YouTube announced Codex Micro, an AI‑powered code completion service that launches today in a free beta and promises response times under 50 ms per suggestion — see the official announcement here.
What Codex Micro does
Codex Micro ships as a command‑line tool that watches your editor buffer and injects one‑line completions. It currently supports Python and JavaScript, returning suggestions that can be accepted with a single keystroke. The service runs its inference model in a lightweight edge container, keeping latency low enough for interactive use.
Pricing and limits
The free tier grants up to 10 000 suggestions per month, which is enough for most solo developers or small teams experimenting on internal scripts.
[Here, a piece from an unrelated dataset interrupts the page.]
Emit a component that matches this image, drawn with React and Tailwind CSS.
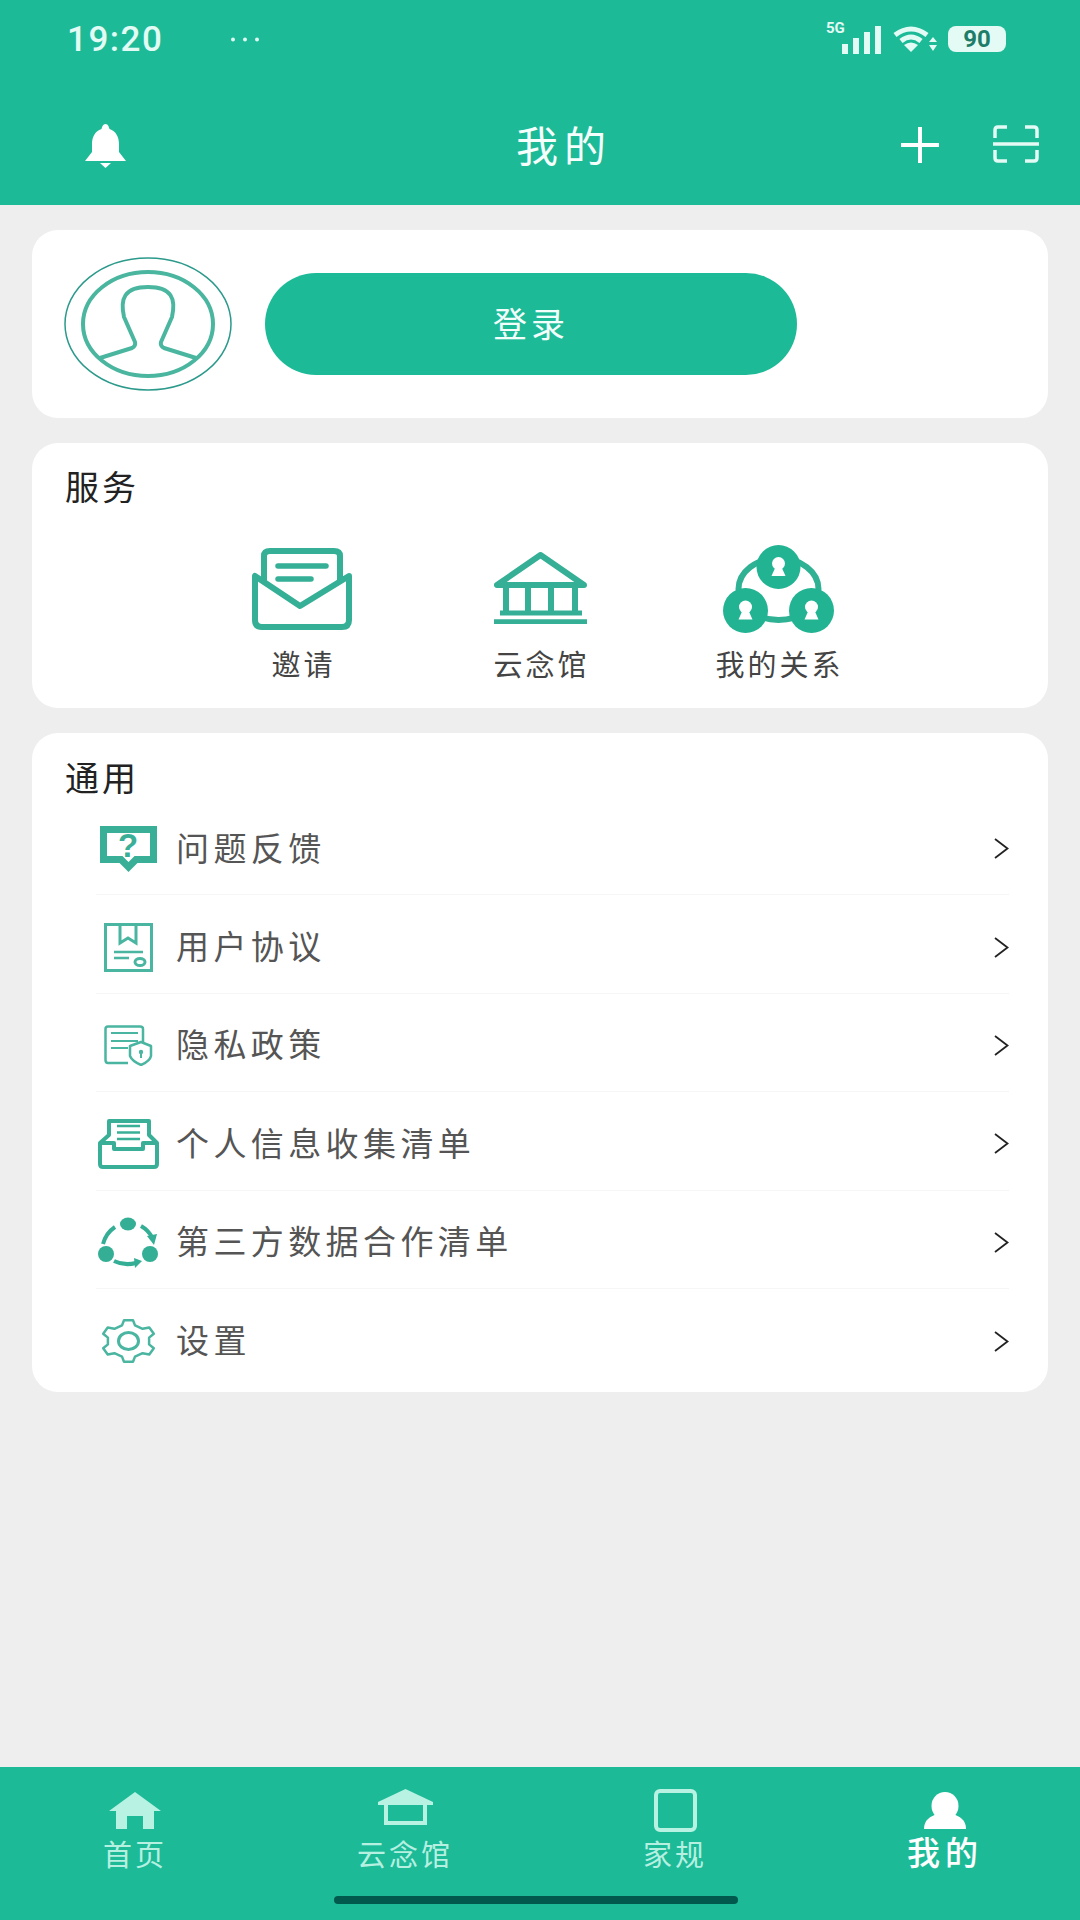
const G = "#35af96";
const CJK = { fontFamily: '"Noto Sans CJK SC", "Noto Sans", sans-serif' };

function gearPath(cx, cy, rx, ry, n) {
  const pts = [];
  for (let i = 0; i < n; i++) {
    const a = (i / n) * Math.PI * 2 - Math.PI / 2;
    const s = (Math.PI * 2) / n;
    [[-0.3, 0.78], [-0.16, 1], [0.16, 1], [0.3, 0.78]].forEach(([o, r]) => {
      const t = a + o * s;
      pts.push(`${(cx + Math.cos(t) * rx * r).toFixed(1)} ${(cy + Math.sin(t) * ry * r).toFixed(1)}`);
    });
  }
  return "M" + pts.join(" L") + " Z";
}

function Avatar() {
  return (
    <svg width="168" height="134" viewBox="0 0 168 134" fill="none">
      <ellipse cx="84" cy="67" rx="83" ry="66" stroke="#2b9a8b" strokeWidth="1.5" />
      <ellipse cx="84" cy="67" rx="65" ry="52" stroke="#4ab69f" strokeWidth="4" />
      <path d="M36 101 L68 91 Q72 89 71 85 L60 60 C56 42 60 30 84 30 C108 30 112 42 108 60 L97 85 Q96 89 100 91 L132 101" stroke="#4ab69f" strokeWidth="4" strokeLinejoin="round" />
    </svg>
  );
}

function Envelope() {
  return (
    <svg width="100" height="82" viewBox="0 0 100 82" fill="none" stroke={G} strokeWidth="6" strokeLinejoin="round" strokeLinecap="round" className="mt-[3px]">
      <path d="M12 32 V8 Q12 3 18 3 H82 Q88 3 88 8 V32" />
      <path d="M26 18 H74 M26 31 H59" strokeWidth="5.5" />
      <path d="M3 28 V72 Q3 79 10 79 H90 Q97 79 97 72 V28 L48 58 Z" />
    </svg>
  );
}

function Bank() {
  return (
    <svg width="93" height="72" viewBox="0 0 93 72" fill="none" stroke={G} strokeWidth="6" className="mt-[2px]">
      <path d="M46.5 3 L3 33 H90 Z" strokeLinejoin="round" />
      <path d="M12 33 V60 M34 33 V60 M57 33 V60 M81 33 V60" />
      <path d="M6 61 H88" strokeWidth="5" />
      <path d="M0 70 H93" strokeWidth="5.5" />
    </svg>
  );
}

function Person({ cx, cy }) {
  return (
    <g fill="#fff">
      <circle cx={cx} cy={cy - 3.5} r="6.5" />
      <path d={`M${cx - 3} ${cy} L${cx - 7} ${cy + 9} H${cx + 7} L${cx + 3} ${cy} Z`} />
    </g>
  );
}

function Relation() {
  return (
    <svg width="111" height="88" viewBox="0 0 111 88" fill="none" className="mt-[3px]">
      <ellipse cx="55.5" cy="44" rx="40" ry="31" stroke="#2fb194" strokeWidth="6" />
      <circle cx="55.5" cy="22" r="22" fill="#22b393" />
      <circle cx="22.5" cy="65.5" r="22.5" fill="#22b393" />
      <circle cx="88.5" cy="65.5" r="22.5" fill="#22b393" />
      <Person cx={55.5} cy={22} />
      <Person cx={22.5} cy={65.5} />
      <Person cx={88.5} cy={65.5} />
    </svg>
  );
}

function QIcon() {
  return (
    <div className="relative w-[57px] h-[46px]">
      <svg width="57" height="46" viewBox="0 0 57 46" fill="none">
        <path d="M3.5 3.5 H53.5 V33.5 H36 L28.5 41 L21 33.5 H3.5 Z" stroke="#3aaf97" strokeWidth="7" />
      </svg>
      <span className="absolute inset-x-0 top-[-1px] text-center text-[33px] leading-[42px] font-bold text-[#3aaf97]" style={{ fontFamily: '"Liberation Sans", sans-serif' }}>?</span>
    </div>
  );
}

function DocIcon() {
  return (
    <svg width="49" height="49" viewBox="0 0 49 49" fill="none" stroke="#4ab5a0" strokeWidth="3">
      <rect x="1.5" y="1.5" width="46" height="46" />
      <path d="M16 2 V20 L24 15 L32 20 V2" />
      <path d="M10 29 H39 M10 35 H25" strokeWidth="2.5" />
      <ellipse cx="36" cy="39" rx="5" ry="3.5" />
    </svg>
  );
}

function PrivacyIcon() {
  return (
    <svg width="49" height="41" viewBox="0 0 49 41" fill="none" stroke="#4ab5a0" strokeWidth="2.5" strokeLinejoin="round">
      <path d="M39 18 V4 Q39 1.5 36 1.5 H4 Q1.5 1.5 1.5 4 V35 Q1.5 38 4 38 H24" />
      <path d="M7 8 H34 M7 16 H34 M7 23 H24" strokeWidth="2" />
      <path d="M37 17 L47 21 V31 Q46 36 37 40 Q28 36 26 31 V21 Z" fill="#fff" />
      <circle cx="37" cy="27" r="2.2" fill="#4ab5a0" stroke="none" />
      <path d="M37 28 V33" strokeWidth="2" />
    </svg>
  );
}

function InboxIcon() {
  return (
    <svg width="63" height="51" viewBox="0 0 63 51" fill="none" stroke="#3aaf97" strokeWidth="4" strokeLinejoin="round">
      <path d="M3 25 L12 17 V3 H52 V17 L60 25 V46 Q60 49 57 49 H6 Q3 49 3 46 Z" />
      <path d="M3 25 H17 V31 H46 V25 H60" />
      <path d="M20 8 H43 M20 14.5 H43 M20 21 H43" strokeWidth="2.5" />
    </svg>
  );
}

function CycleIcon() {
  return (
    <svg width="61" height="51" viewBox="0 0 61 51" fill="none">
      <ellipse cx="30" cy="7" rx="8" ry="6.5" fill="#34ae95" />
      <circle cx="8" cy="37" r="8" fill="#34ae95" />
      <circle cx="52" cy="37" r="8" fill="#34ae95" />
      <path d="M5 27 Q8 16 17 10" stroke="#34ae95" strokeWidth="4" />
      <path d="M43 9 Q50 13 54 20" stroke="#34ae95" strokeWidth="4" />
      <path d="M49 19 L59 17 L56 28 Z" fill="#34ae95" />
      <path d="M16 44 Q26 49 38 46" stroke="#34ae95" strokeWidth="4" />
      <path d="M36 41 L44 44 L37 51 Z" fill="#34ae95" />
    </svg>
  );
}

function GearIcon() {
  return (
    <svg width="57" height="44" viewBox="0 0 57 44" fill="none" stroke="#4ab5a0" strokeWidth="2.5" strokeLinejoin="round">
      <path d={gearPath(28.5, 22, 27, 21, 6)} />
      <ellipse cx="28.5" cy="22" rx="10" ry="8.5" strokeWidth="3" />
    </svg>
  );
}

function Chevron() {
  return (
    <svg width="15" height="21" viewBox="0 0 15 21" fill="none" stroke="#222" strokeWidth="1.8">
      <path d="M1 1 L13.5 10.5 L1 20" />
    </svg>
  );
}

function Row({ icon, label, last }) {
  return (
    <div className={`flex items-center h-[98.4px] ml-[64px] mr-[39px] ${last ? "" : "border-b border-[#f6f6f6]"} pt-[6px]`}>
      <div className="w-[64px] flex justify-center shrink-0">{icon}</div>
      <span className="ml-[16px] pb-[3px] flex-1 text-[33px] tracking-[4.4px] text-[#555] leading-none">{label}</span>
      <Chevron />
    </div>
  );
}

function Service({ icon, label, cls }) {
  return (
    <div className={`flex flex-col items-center w-[130px] ${cls}`}>
      <div className="h-[90px] flex items-center">{icon}</div>
      <span className="mt-[16px] ml-[3px] text-[29px] leading-[30px] tracking-[3px] text-[#444] whitespace-nowrap">{label}</span>
    </div>
  );
}

function Tab({ icon, label, active }) {
  return (
    <div className="flex flex-col items-center">
      <div className="h-[47px] flex items-center">{icon}</div>
      <span className={active ? "text-[33px] leading-[34px] font-medium tracking-[5px] text-white" : "mt-[3px] text-[29px] leading-[32px] tracking-[3px] text-[#b6f0e1]"}>{label}</span>
    </div>
  );
}

export default function App() {
  return (
    <div className="w-[1080px] h-[1920px] flex flex-col bg-[#eeeeee] overflow-hidden" style={CJK}>
      <header className="h-[205px] bg-[#1dba98] shrink-0">
        <div className="flex items-center pt-[24px] pl-[67px] pr-[74px] h-[54px]">
          <span className="text-[35px] leading-none font-medium tracking-[1.5px] text-[#e2fbf4]" style={{ fontFamily: "Roboto, sans-serif" }}>19:20</span>
          <svg width="30" height="5" viewBox="0 0 30 5" className="ml-[67px]" fill="#dff9f2">
            <circle cx="3" cy="2.5" r="2" /><circle cx="15" cy="2.5" r="2" /><circle cx="27" cy="2.5" r="2" />
          </svg>
          <div className="ml-auto flex items-center">
            <div className="relative">
              <span className="absolute left-[-2px] top-[-4px] text-[15px] leading-[18px] font-bold text-[#e2fbf4]" style={{ fontFamily: "Roboto, sans-serif" }}>5G</span>
              <svg width="56" height="32" viewBox="0 0 56 32" fill="#e2fbf4" className="block">
                <rect x="14" y="21" width="6" height="10" />
                <rect x="25" y="15" width="6" height="16" />
                <rect x="36" y="9" width="6" height="22" />
                <rect x="47" y="3" width="6" height="28" />
              </svg>
            </div>
            <svg width="46" height="26" viewBox="0 0 46 26" fill="none" stroke="#e2fbf4" strokeWidth="5" className="ml-[9px]">
              <path d="M2 9 Q18 -3 34 9" />
              <path d="M8 15 Q18 7 28 15" />
              <path d="M18 26 L11 19 Q18 14 25 19 Z" fill="#e2fbf4" stroke="none" />
              <path d="M40 11 L44 16 H36 Z M40 25 L44 19 H36 Z" fill="#e2fbf4" stroke="none" />
            </svg>
            <div className="ml-[9px] w-[58px] h-[26px] rounded-[8px] bg-[#e4fbf5] flex items-center justify-center text-[24px] font-bold leading-none text-[#1e7d68]" style={{ fontFamily: "Roboto, sans-serif" }}>90</div>
          </div>
        </div>
        <div className="flex items-center mt-[68px] pl-[84px] pr-[41px] h-[44px]">
          <svg width="43" height="44" viewBox="0 0 43 44" fill="#fff" className="mt-[3px]">
            <path d="M21.5 0 C24 0 25 3 25.5 5 C32 7 35 13 35 20 V28 L42 37 H1 L8 28 V20 C8 13 11 7 17.5 5 C18 3 19 0 21.5 0 Z" />
            <path d="M16 39 H27 L21.5 44 Z" />
          </svg>
          <span className="ml-[389px] text-[42px] leading-none tracking-[6px] text-[#f5fffc]">我的</span>
          <svg width="38" height="36" viewBox="0 0 38 36" stroke="#fff" strokeWidth="4" className="ml-auto mt-[2px]">
            <path d="M0 18 H38 M19 0 V36" />
          </svg>
          <svg width="46" height="38" viewBox="0 0 46 38" fill="none" stroke="#e4fbf5" strokeWidth="3.5" className="ml-[54px]">
            <path d="M2 13 V5 Q2 2 5 2 H14 M32 2 H41 Q44 2 44 5 V13 M2 25 V33 Q2 36 5 36 H14 M32 36 H41 Q44 36 44 33 V25" />
            <path d="M0 19 H46" />
          </svg>
        </div>
      </header>

      <main className="flex-1 flex flex-col gap-[25px] px-[32px] pt-[25px]">
        <section className="h-[188px] bg-white rounded-[26px] flex items-center pl-[32px]">
          <Avatar />
          <button className="ml-[33px] w-[532px] h-[102px] pb-[4px] rounded-full bg-[#1dba98] text-[#f2fffb] text-[34px] tracking-[4px] flex items-center justify-center">登录</button>
        </section>

        <section className="h-[265px] bg-white rounded-[26px] pl-[33px] pt-[22px]">
          <h2 className="text-[34px] leading-[42px] tracking-[3px] text-[#222] font-normal">服务</h2>
          <div className="flex mt-[35px] items-start">
            <Service icon={<Envelope />} label="邀请" cls="ml-[172px]" />
            <Service icon={<Bank />} label="云念馆" cls="ml-[108px]" />
            <Service icon={<Relation />} label="我的关系" cls="ml-[108px]" />
          </div>
        </section>

        <section className="h-[659px] bg-white rounded-[26px] pt-[23px]">
          <h2 className="pl-[33px] text-[34px] leading-[41px] tracking-[3px] text-[#222] font-normal">通用</h2>
          <Row icon={<QIcon />} label="问题反馈" />
          <Row icon={<DocIcon />} label="用户协议" />
          <Row icon={<PrivacyIcon />} label="隐私政策" />
          <Row icon={<InboxIcon />} label="个人信息收集清单" />
          <Row icon={<CycleIcon />} label="第三方数据合作清单" />
          <Row icon={<GearIcon />} label="设置" last />
        </section>
      </main>

      <footer className="relative h-[153px] bg-[#1dba98] shrink-0 grid grid-cols-4 pt-[20px] content-start">
        <Tab label="首页" icon={
          <svg width="52" height="37" viewBox="0 0 52 37" fill="#b8f2e3">
            <path d="M26 0 L52 19 H45 V37 H34 V24 H18 V37 H7 V19 H0 Z" />
          </svg>} />
        <Tab label="云念馆" icon={
          <svg width="55" height="44" viewBox="0 0 55 44" fill="none">
            <path d="M27.5 0 L55 13 V16 H0 V13 Z" fill="#b8f2e3" />
            <rect x="8" y="14" width="39" height="20" stroke="#b8f2e3" strokeWidth="4" />
          </svg>} />
        <Tab label="家规" icon={
          <svg width="43" height="43" viewBox="0 0 43 43" fill="none">
            <rect x="2" y="2" width="39" height="39" rx="4" stroke="#b8f2e3" strokeWidth="4" />
          </svg>} />
        <Tab active label="我的" icon={
          <svg width="42" height="37" viewBox="0 0 42 37" fill="#fff">
            <ellipse cx="21" cy="14" rx="13.5" ry="14" />
            <path d="M0 37 C0 28 6 24 14 22 H28 C36 24 42 28 42 37 Z" />
          </svg>} />
        <div className="absolute left-[334px] bottom-[16px] w-[404px] h-[8px] rounded-full bg-[#00594c]" />
      </footer>
    </div>
  );
}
A paid tier unlocks unlimited suggestions and priority model updates for $9 USD per month per user. No enterprise contracts are required, but the pricing model is subscription‑based rather than per‑use.
Trade‑offs to consider
Language coverage is narrow; projects written in Go, Rust, or other compiled languages won’t receive any help. Early‑stage models can emit incorrect or insecure snippets, so developers must treat suggestions as drafts, not production code. Because the inference runs on YouTube‑hosted infrastructure, there’s a modest vendor lock‑in risk if you build workflows around its CLI.
When to try it
If your startup already uses AI‑assisted tooling and wants a low‑cost way to boost developer velocity, spin up a single user on the free tier and measure acceptance rates on a representative codebase. Watch for changes in suggestion quality and latency before committing to the paid plan.